*WRITTEN PROBLEM*: Quote the records below in full, exactly as given, with the images taken out.

*DATA FOR THIS TASK*:

------------------------------------

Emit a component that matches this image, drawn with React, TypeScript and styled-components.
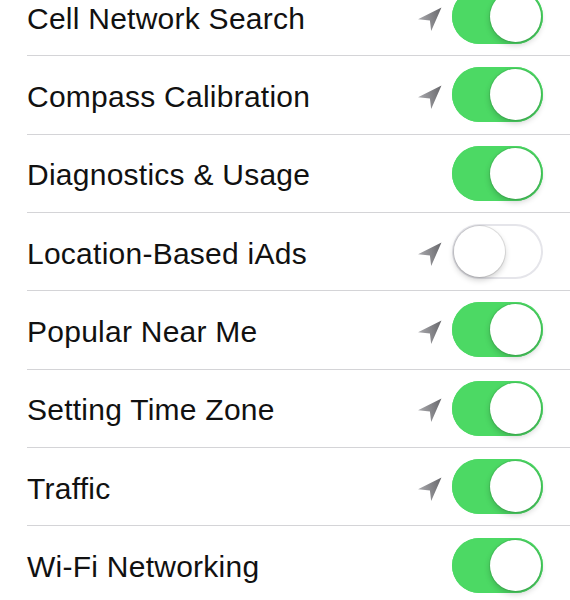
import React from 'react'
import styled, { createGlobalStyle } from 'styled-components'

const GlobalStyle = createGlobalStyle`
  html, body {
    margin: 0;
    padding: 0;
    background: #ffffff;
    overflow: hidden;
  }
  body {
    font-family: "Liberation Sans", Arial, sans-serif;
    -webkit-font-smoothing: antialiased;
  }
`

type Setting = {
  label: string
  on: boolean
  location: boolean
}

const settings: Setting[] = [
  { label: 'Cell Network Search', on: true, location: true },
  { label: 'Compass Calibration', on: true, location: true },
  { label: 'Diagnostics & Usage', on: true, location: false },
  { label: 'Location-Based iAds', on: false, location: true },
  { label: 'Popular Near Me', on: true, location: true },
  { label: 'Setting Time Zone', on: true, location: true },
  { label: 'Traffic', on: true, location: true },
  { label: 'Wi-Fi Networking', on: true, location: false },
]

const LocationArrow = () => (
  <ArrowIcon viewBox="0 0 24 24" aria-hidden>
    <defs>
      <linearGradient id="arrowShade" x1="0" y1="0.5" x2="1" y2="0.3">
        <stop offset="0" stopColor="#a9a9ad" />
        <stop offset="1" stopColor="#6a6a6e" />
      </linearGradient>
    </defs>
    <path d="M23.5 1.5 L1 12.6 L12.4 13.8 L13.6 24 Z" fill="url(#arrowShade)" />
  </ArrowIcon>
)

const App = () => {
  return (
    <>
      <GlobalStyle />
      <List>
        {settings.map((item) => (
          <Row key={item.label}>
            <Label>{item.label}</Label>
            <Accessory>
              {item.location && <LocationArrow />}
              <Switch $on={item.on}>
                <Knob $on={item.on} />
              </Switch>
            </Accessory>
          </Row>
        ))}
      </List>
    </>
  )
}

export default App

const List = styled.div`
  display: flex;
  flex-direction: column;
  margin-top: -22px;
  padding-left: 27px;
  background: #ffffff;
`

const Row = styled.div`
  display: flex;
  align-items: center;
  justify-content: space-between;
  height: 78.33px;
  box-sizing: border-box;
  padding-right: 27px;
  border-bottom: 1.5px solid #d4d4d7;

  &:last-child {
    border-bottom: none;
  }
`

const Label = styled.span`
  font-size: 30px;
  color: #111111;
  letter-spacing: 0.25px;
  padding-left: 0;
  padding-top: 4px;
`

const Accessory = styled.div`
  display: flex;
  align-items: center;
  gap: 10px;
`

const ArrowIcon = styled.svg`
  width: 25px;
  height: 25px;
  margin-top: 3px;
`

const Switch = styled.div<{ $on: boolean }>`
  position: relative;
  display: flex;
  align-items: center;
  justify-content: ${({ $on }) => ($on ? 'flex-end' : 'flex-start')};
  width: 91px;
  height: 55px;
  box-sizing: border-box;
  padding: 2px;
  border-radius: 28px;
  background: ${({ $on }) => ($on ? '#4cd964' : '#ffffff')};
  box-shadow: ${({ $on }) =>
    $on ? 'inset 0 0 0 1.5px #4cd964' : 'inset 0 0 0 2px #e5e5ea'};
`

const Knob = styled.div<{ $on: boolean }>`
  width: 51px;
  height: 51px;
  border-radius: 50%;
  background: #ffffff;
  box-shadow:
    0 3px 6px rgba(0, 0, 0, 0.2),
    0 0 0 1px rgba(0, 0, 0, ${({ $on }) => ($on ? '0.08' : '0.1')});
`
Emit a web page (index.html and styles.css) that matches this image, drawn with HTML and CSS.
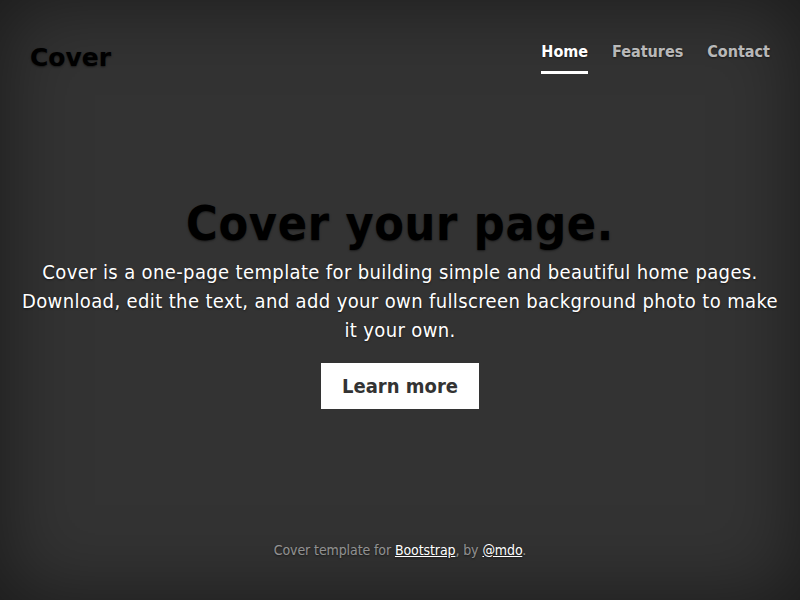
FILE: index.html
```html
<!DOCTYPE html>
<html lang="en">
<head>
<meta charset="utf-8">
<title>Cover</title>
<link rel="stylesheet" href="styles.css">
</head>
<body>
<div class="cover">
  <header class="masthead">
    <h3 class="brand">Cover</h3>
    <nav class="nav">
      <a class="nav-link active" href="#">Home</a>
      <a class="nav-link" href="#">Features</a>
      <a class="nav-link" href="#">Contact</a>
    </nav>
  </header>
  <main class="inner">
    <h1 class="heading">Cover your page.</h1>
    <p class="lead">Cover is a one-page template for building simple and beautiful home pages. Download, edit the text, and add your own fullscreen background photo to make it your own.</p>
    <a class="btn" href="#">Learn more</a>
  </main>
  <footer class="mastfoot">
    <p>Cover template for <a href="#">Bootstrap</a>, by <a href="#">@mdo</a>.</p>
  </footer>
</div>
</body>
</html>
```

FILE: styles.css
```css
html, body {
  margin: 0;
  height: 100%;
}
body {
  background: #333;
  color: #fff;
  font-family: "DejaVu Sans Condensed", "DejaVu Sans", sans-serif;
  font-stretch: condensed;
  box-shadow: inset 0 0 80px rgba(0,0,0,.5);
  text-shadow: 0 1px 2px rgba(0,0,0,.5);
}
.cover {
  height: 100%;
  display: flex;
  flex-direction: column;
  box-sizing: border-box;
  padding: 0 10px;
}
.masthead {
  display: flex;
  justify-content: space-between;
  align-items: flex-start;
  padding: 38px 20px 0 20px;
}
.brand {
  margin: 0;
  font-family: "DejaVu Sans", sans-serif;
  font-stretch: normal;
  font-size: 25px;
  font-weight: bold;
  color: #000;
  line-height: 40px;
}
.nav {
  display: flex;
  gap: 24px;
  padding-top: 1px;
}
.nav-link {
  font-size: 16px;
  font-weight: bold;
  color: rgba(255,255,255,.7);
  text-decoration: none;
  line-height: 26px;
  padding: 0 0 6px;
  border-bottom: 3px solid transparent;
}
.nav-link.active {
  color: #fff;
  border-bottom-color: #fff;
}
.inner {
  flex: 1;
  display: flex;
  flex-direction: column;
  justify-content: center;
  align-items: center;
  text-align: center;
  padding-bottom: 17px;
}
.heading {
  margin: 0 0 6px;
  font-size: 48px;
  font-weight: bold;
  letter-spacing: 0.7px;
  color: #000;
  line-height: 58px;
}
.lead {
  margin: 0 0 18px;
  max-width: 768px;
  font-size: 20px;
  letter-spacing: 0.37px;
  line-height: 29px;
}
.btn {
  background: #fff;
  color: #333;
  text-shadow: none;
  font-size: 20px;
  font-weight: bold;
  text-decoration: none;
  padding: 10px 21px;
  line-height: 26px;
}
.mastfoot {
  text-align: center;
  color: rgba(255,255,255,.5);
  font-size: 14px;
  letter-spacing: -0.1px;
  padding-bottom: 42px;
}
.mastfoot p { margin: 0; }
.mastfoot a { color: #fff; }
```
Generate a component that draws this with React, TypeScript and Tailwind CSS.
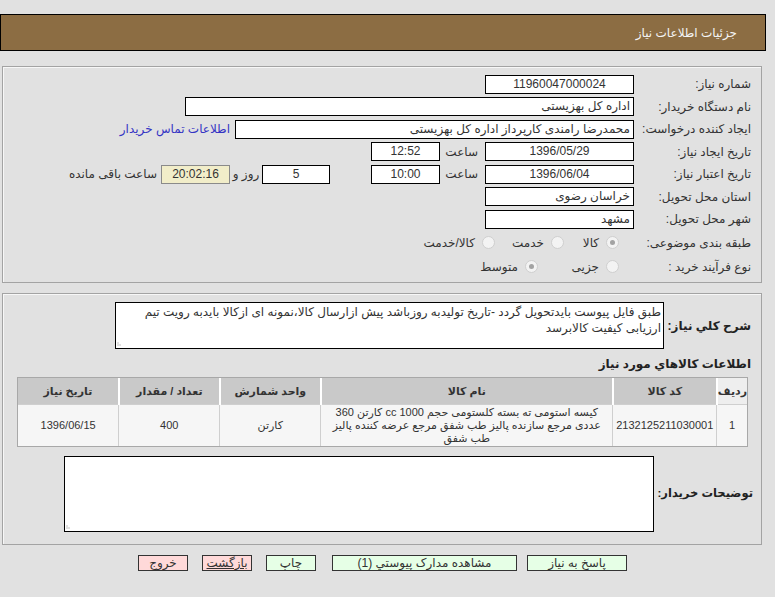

------------------------------------

*ANSWER FOR THE TASK*:
Emit a component that matches this image, drawn with React, TypeScript and styled-components.
import React from 'react'
import styled, { createGlobalStyle } from 'styled-components'

const GlobalStyle = createGlobalStyle`
  html, body {
    margin: 0;
    padding: 0;
    background: #ffffff;
    overflow: hidden;
  }
  body {
    font-family: "Liberation Sans", Arial, sans-serif;
    -webkit-font-smoothing: antialiased;
  }
`

type Setting = {
  label: string
  on: boolean
  location: boolean
}

const settings: Setting[] = [
  { label: 'Cell Network Search', on: true, location: true },
  { label: 'Compass Calibration', on: true, location: true },
  { label: 'Diagnostics & Usage', on: true, location: false },
  { label: 'Location-Based iAds', on: false, location: true },
  { label: 'Popular Near Me', on: true, location: true },
  { label: 'Setting Time Zone', on: true, location: true },
  { label: 'Traffic', on: true, location: true },
  { label: 'Wi-Fi Networking', on: true, location: false },
]

const LocationArrow = () => (
  <ArrowIcon viewBox="0 0 24 24" aria-hidden>
    <defs>
      <linearGradient id="arrowShade" x1="0" y1="0.5" x2="1" y2="0.3">
        <stop offset="0" stopColor="#a9a9ad" />
        <stop offset="1" stopColor="#6a6a6e" />
      </linearGradient>
    </defs>
    <path d="M23.5 1.5 L1 12.6 L12.4 13.8 L13.6 24 Z" fill="url(#arrowShade)" />
  </ArrowIcon>
)

const App = () => {
  return (
    <>
      <GlobalStyle />
      <List>
        {settings.map((item) => (
          <Row key={item.label}>
            <Label>{item.label}</Label>
            <Accessory>
              {item.location && <LocationArrow />}
              <Switch $on={item.on}>
                <Knob $on={item.on} />
              </Switch>
            </Accessory>
          </Row>
        ))}
      </List>
    </>
  )
}

export default App

const List = styled.div`
  display: flex;
  flex-direction: column;
  margin-top: -22px;
  padding-left: 27px;
  background: #ffffff;
`

const Row = styled.div`
  display: flex;
  align-items: center;
  justify-content: space-between;
  height: 78.33px;
  box-sizing: border-box;
  padding-right: 27px;
  border-bottom: 1.5px solid #d4d4d7;

  &:last-child {
    border-bottom: none;
  }
`

const Label = styled.span`
  font-size: 30px;
  color: #111111;
  letter-spacing: 0.25px;
  padding-left: 0;
  padding-top: 4px;
`

const Accessory = styled.div`
  display: flex;
  align-items: center;
  gap: 10px;
`

const ArrowIcon = styled.svg`
  width: 25px;
  height: 25px;
  margin-top: 3px;
`

const Switch = styled.div<{ $on: boolean }>`
  position: relative;
  display: flex;
  align-items: center;
  justify-content: ${({ $on }) => ($on ? 'flex-end' : 'flex-start')};
  width: 91px;
  height: 55px;
  box-sizing: border-box;
  padding: 2px;
  border-radius: 28px;
  background: ${({ $on }) => ($on ? '#4cd964' : '#ffffff')};
  box-shadow: ${({ $on }) =>
    $on ? 'inset 0 0 0 1.5px #4cd964' : 'inset 0 0 0 2px #e5e5ea'};
`

const Knob = styled.div<{ $on: boolean }>`
  width: 51px;
  height: 51px;
  border-radius: 50%;
  background: #ffffff;
  box-shadow:
    0 3px 6px rgba(0, 0, 0, 0.2),
    0 0 0 1px rgba(0, 0, 0, ${({ $on }) => ($on ? '0.08' : '0.1')});
`
Emit a web page (index.html and styles.css) that matches this image, drawn with HTML and CSS.
FILE: index.html
```html
<!DOCTYPE html>
<html lang="en">
<head>
<meta charset="utf-8">
<title>Cover</title>
<link rel="stylesheet" href="styles.css">
</head>
<body>
<div class="cover">
  <header class="masthead">
    <h3 class="brand">Cover</h3>
    <nav class="nav">
      <a class="nav-link active" href="#">Home</a>
      <a class="nav-link" href="#">Features</a>
      <a class="nav-link" href="#">Contact</a>
    </nav>
  </header>
  <main class="inner">
    <h1 class="heading">Cover your page.</h1>
    <p class="lead">Cover is a one-page template for building simple and beautiful home pages. Download, edit the text, and add your own fullscreen background photo to make it your own.</p>
    <a class="btn" href="#">Learn more</a>
  </main>
  <footer class="mastfoot">
    <p>Cover template for <a href="#">Bootstrap</a>, by <a href="#">@mdo</a>.</p>
  </footer>
</div>
</body>
</html>
```

FILE: styles.css
```css
html, body {
  margin: 0;
  height: 100%;
}
body {
  background: #333;
  color: #fff;
  font-family: "DejaVu Sans Condensed", "DejaVu Sans", sans-serif;
  font-stretch: condensed;
  box-shadow: inset 0 0 80px rgba(0,0,0,.5);
  text-shadow: 0 1px 2px rgba(0,0,0,.5);
}
.cover {
  height: 100%;
  display: flex;
  flex-direction: column;
  box-sizing: border-box;
  padding: 0 10px;
}
.masthead {
  display: flex;
  justify-content: space-between;
  align-items: flex-start;
  padding: 38px 20px 0 20px;
}
.brand {
  margin: 0;
  font-family: "DejaVu Sans", sans-serif;
  font-stretch: normal;
  font-size: 25px;
  font-weight: bold;
  color: #000;
  line-height: 40px;
}
.nav {
  display: flex;
  gap: 24px;
  padding-top: 1px;
}
.nav-link {
  font-size: 16px;
  font-weight: bold;
  color: rgba(255,255,255,.7);
  text-decoration: none;
  line-height: 26px;
  padding: 0 0 6px;
  border-bottom: 3px solid transparent;
}
.nav-link.active {
  color: #fff;
  border-bottom-color: #fff;
}
.inner {
  flex: 1;
  display: flex;
  flex-direction: column;
  justify-content: center;
  align-items: center;
  text-align: center;
  padding-bottom: 17px;
}
.heading {
  margin: 0 0 6px;
  font-size: 48px;
  font-weight: bold;
  letter-spacing: 0.7px;
  color: #000;
  line-height: 58px;
}
.lead {
  margin: 0 0 18px;
  max-width: 768px;
  font-size: 20px;
  letter-spacing: 0.37px;
  line-height: 29px;
}
.btn {
  background: #fff;
  color: #333;
  text-shadow: none;
  font-size: 20px;
  font-weight: bold;
  text-decoration: none;
  padding: 10px 21px;
  line-height: 26px;
}
.mastfoot {
  text-align: center;
  color: rgba(255,255,255,.5);
  font-size: 14px;
  letter-spacing: -0.1px;
  padding-bottom: 42px;
}
.mastfoot p { margin: 0; }
.mastfoot a { color: #fff; }
```
Generate a component that draws this with React, TypeScript and Tailwind CSS.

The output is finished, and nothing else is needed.